**Required work:** Write out the data below exactly as given, without any of its pictures.

**Recorded information:**

▼

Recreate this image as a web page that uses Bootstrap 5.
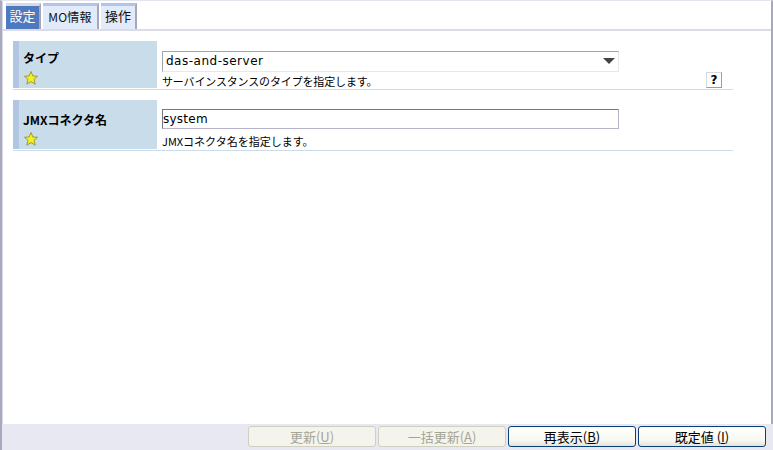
<!DOCTYPE html>
<html lang="ja">
<head>
<meta charset="utf-8">
<title>設定</title>
<link href="https://cdn.jsdelivr.net/npm/bootstrap@5.3.0/dist/css/bootstrap.min.css" rel="stylesheet">
<style>
html,body{height:450px;overflow:hidden;background:#fff}
body{font-family:"Noto Sans CJK JP","DejaVu Sans",sans-serif;font-size:12px;line-height:1;color:#000}
.shell{height:450px;border-left:2px solid #a9a9bd;box-shadow:inset 1px 0 0 #d8d8e6;border-top:1px solid #e4e4ee;border-right:2px solid #a9a9bd}
.tabbar{height:30px;padding:2px 0 0 3px;gap:2px;border-bottom:2px solid #dcdce8;margin-left:1px}
.tabitem{height:26px;font-size:13px;background:#e1ebfb;border-top:3px solid #b4c4e6;border-right:2px solid #a8a8b4;text-align:center;color:#111;padding-top:3px;margin-bottom:0}
.tabon{width:35px;background:#4e79bf;border-top-color:#d8d8e6;color:#fff}
.tabmo{width:56px;padding-top:5px;font-size:12px;letter-spacing:.2px}
.tabop{width:36px}
.formarea{padding:10px 0 0 11px;width:731px}
.fieldrow{border-bottom:1px solid #c9dcea;margin-bottom:10px;height:49px}
.fieldrow2{height:51px;margin-top:0}
.lblcell{width:144px;height:47px;background:#c9dcea;border-left:6px solid #b2c6e4;padding:11px 0 0 4px;font-weight:700;flex:none}
.fieldrow2 .lblcell{height:49px;padding-top:14px}
.lbltxt{height:15px;font-size:12px;display:block}
.fieldrow2 .lbltxt{height:14px}
.starico{display:block;margin-left:1px;margin-top:4px}
.valcell{padding:10px 0 0 5px;position:relative}
.fieldrow2 .valcell{padding-top:9px}
.sel{width:457px;height:21px;border:1px solid;border-color:#a4a4a8 #e8e8e8 #e8e8e8 #a4a4a8;padding:3px 0 0 3px;font-family:"DejaVu Sans",sans-serif;font-size:12px;position:relative;letter-spacing:.5px}
.sel::after{content:"";position:absolute;right:3px;top:6px;border-style:solid;border-width:6px 6px 0;border-color:#444 transparent transparent}
.txt{width:457px;height:20px;border:1px solid;border-color:#77777f #b8b4c8 #b8b4c8 #77777f;padding:3px 0 0 0;font-family:"DejaVu Sans",sans-serif;font-size:12px;letter-spacing:.25px}
.desc{font-size:11px;margin-top:4px;height:13px;letter-spacing:-.15px;white-space:nowrap}
.fieldrow2 .desc{margin-top:7px;letter-spacing:0}
.helpbtn{position:absolute;left:549px;top:31px;width:16px;height:16px;border:1px solid;border-color:#d8d8e0 #9a9aa8 #9a9aa8 #d8d8e0;font-weight:700;font-size:12px;text-align:center;line-height:14px;font-family:"DejaVu Sans",sans-serif}
.footbar{height:26px;background:#e8e8f3;margin-left:0;padding:2px 7px 0 0;margin-right:-2px;gap:2px}
.pbtn{width:128px;height:21px;font-size:13px;padding:0;line-height:18px;border-radius:3px;border:1px solid #0a3f78;background:linear-gradient(#fff 0,#f8f8f2 70%,#e6e4da 100%);color:#000;--bs-btn-disabled-opacity:1}
.pbtn:disabled{border-color:#cfcfc2;background:#f4f4ec;color:#a4a498;opacity:1}
.spacer{flex:1}
</style>
</head>
<body>
<div class="shell d-flex flex-column">
  <div class="tabbar d-flex flex-none">
    <div class="tabitem tabon">設定</div>
    <div class="tabitem tabmo">MO情報</div>
    <div class="tabitem tabop">操作</div>
  </div>
  <div class="formarea">
    <div class="fieldrow d-flex">
      <div class="lblcell"><span class="lbltxt">タイプ</span>
        <svg class="starico" width="14" height="14" viewBox="0 0 14 14"><polygon points="7,0.5 8.9,5 13.5,5.3 10,8.4 11.2,13.2 7,10.6 2.8,13.2 4,8.4 0.5,5.3 5.1,5" fill="#f6f01e" stroke="#9a9a3a"/></svg>
      </div>
      <div class="valcell flex-grow-1">
        <div class="sel">das-and-server</div>
        <div class="desc">サーバインスタンスのタイプを指定します。</div>
        <div class="helpbtn">?</div>
      </div>
    </div>
    <div class="fieldrow fieldrow2 d-flex">
      <div class="lblcell"><span class="lbltxt">JMXコネクタ名</span>
        <svg class="starico" width="14" height="14" viewBox="0 0 14 14"><polygon points="7,0.5 8.9,5 13.5,5.3 10,8.4 11.2,13.2 7,10.6 2.8,13.2 4,8.4 0.5,5.3 5.1,5" fill="#f6f01e" stroke="#9a9a3a"/></svg>
      </div>
      <div class="valcell flex-grow-1">
        <div class="txt">system</div>
        <div class="desc">JMXコネクタ名を指定します。</div>
      </div>
    </div>
  </div>
  <div class="spacer"></div>
  <div class="footbar d-flex justify-content-end">
    <button class="btn pbtn" disabled>更新(<u>U</u>)</button>
    <button class="btn pbtn" disabled>一括更新(<u>A</u>)</button>
    <button class="btn pbtn">再表示(<u>B</u>)</button>
    <button class="btn pbtn">既定値 (<u>I</u>)</button>
  </div>
</div>
</body>
</html>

▲

**Solution to this exercise:**
Recreate this image as a web page that uses Bootstrap 5.
<!DOCTYPE html>
<html lang="ja">
<head>
<meta charset="utf-8">
<title>設定</title>
<link href="https://cdn.jsdelivr.net/npm/bootstrap@5.3.0/dist/css/bootstrap.min.css" rel="stylesheet">
<style>
html,body{height:450px;overflow:hidden;background:#fff}
body{font-family:"Noto Sans CJK JP","DejaVu Sans",sans-serif;font-size:12px;line-height:1;color:#000}
.shell{height:450px;border-left:2px solid #a9a9bd;box-shadow:inset 1px 0 0 #d8d8e6;border-top:1px solid #e4e4ee;border-right:2px solid #a9a9bd}
.tabbar{height:30px;padding:2px 0 0 3px;gap:2px;border-bottom:2px solid #dcdce8;margin-left:1px}
.tabitem{height:26px;font-size:13px;background:#e1ebfb;border-top:3px solid #b4c4e6;border-right:2px solid #a8a8b4;text-align:center;color:#111;padding-top:3px;margin-bottom:0}
.tabon{width:35px;background:#4e79bf;border-top-color:#d8d8e6;color:#fff}
.tabmo{width:56px;padding-top:5px;font-size:12px;letter-spacing:.2px}
.tabop{width:36px}
.formarea{padding:10px 0 0 11px;width:731px}
.fieldrow{border-bottom:1px solid #c9dcea;margin-bottom:10px;height:49px}
.fieldrow2{height:51px;margin-top:0}
.lblcell{width:144px;height:47px;background:#c9dcea;border-left:6px solid #b2c6e4;padding:11px 0 0 4px;font-weight:700;flex:none}
.fieldrow2 .lblcell{height:49px;padding-top:14px}
.lbltxt{height:15px;font-size:12px;display:block}
.fieldrow2 .lbltxt{height:14px}
.starico{display:block;margin-left:1px;margin-top:4px}
.valcell{padding:10px 0 0 5px;position:relative}
.fieldrow2 .valcell{padding-top:9px}
.sel{width:457px;height:21px;border:1px solid;border-color:#a4a4a8 #e8e8e8 #e8e8e8 #a4a4a8;padding:3px 0 0 3px;font-family:"DejaVu Sans",sans-serif;font-size:12px;position:relative;letter-spacing:.5px}
.sel::after{content:"";position:absolute;right:3px;top:6px;border-style:solid;border-width:6px 6px 0;border-color:#444 transparent transparent}
.txt{width:457px;height:20px;border:1px solid;border-color:#77777f #b8b4c8 #b8b4c8 #77777f;padding:3px 0 0 0;font-family:"DejaVu Sans",sans-serif;font-size:12px;letter-spacing:.25px}
.desc{font-size:11px;margin-top:4px;height:13px;letter-spacing:-.15px;white-space:nowrap}
.fieldrow2 .desc{margin-top:7px;letter-spacing:0}
.helpbtn{position:absolute;left:549px;top:31px;width:16px;height:16px;border:1px solid;border-color:#d8d8e0 #9a9aa8 #9a9aa8 #d8d8e0;font-weight:700;font-size:12px;text-align:center;line-height:14px;font-family:"DejaVu Sans",sans-serif}
.footbar{height:26px;background:#e8e8f3;margin-left:0;padding:2px 7px 0 0;margin-right:-2px;gap:2px}
.pbtn{width:128px;height:21px;font-size:13px;padding:0;line-height:18px;border-radius:3px;border:1px solid #0a3f78;background:linear-gradient(#fff 0,#f8f8f2 70%,#e6e4da 100%);color:#000;--bs-btn-disabled-opacity:1}
.pbtn:disabled{border-color:#cfcfc2;background:#f4f4ec;color:#a4a498;opacity:1}
.spacer{flex:1}
</style>
</head>
<body>
<div class="shell d-flex flex-column">
  <div class="tabbar d-flex flex-none">
    <div class="tabitem tabon">設定</div>
    <div class="tabitem tabmo">MO情報</div>
    <div class="tabitem tabop">操作</div>
  </div>
  <div class="formarea">
    <div class="fieldrow d-flex">
      <div class="lblcell"><span class="lbltxt">タイプ</span>
        <svg class="starico" width="14" height="14" viewBox="0 0 14 14"><polygon points="7,0.5 8.9,5 13.5,5.3 10,8.4 11.2,13.2 7,10.6 2.8,13.2 4,8.4 0.5,5.3 5.1,5" fill="#f6f01e" stroke="#9a9a3a"/></svg>
      </div>
      <div class="valcell flex-grow-1">
        <div class="sel">das-and-server</div>
        <div class="desc">サーバインスタンスのタイプを指定します。</div>
        <div class="helpbtn">?</div>
      </div>
    </div>
    <div class="fieldrow fieldrow2 d-flex">
      <div class="lblcell"><span class="lbltxt">JMXコネクタ名</span>
        <svg class="starico" width="14" height="14" viewBox="0 0 14 14"><polygon points="7,0.5 8.9,5 13.5,5.3 10,8.4 11.2,13.2 7,10.6 2.8,13.2 4,8.4 0.5,5.3 5.1,5" fill="#f6f01e" stroke="#9a9a3a"/></svg>
      </div>
      <div class="valcell flex-grow-1">
        <div class="txt">system</div>
        <div class="desc">JMXコネクタ名を指定します。</div>
      </div>
    </div>
  </div>
  <div class="spacer"></div>
  <div class="footbar d-flex justify-content-end">
    <button class="btn pbtn" disabled>更新(<u>U</u>)</button>
    <button class="btn pbtn" disabled>一括更新(<u>A</u>)</button>
    <button class="btn pbtn">再表示(<u>B</u>)</button>
    <button class="btn pbtn">既定値 (<u>I</u>)</button>
  </div>
</div>
</body>
</html>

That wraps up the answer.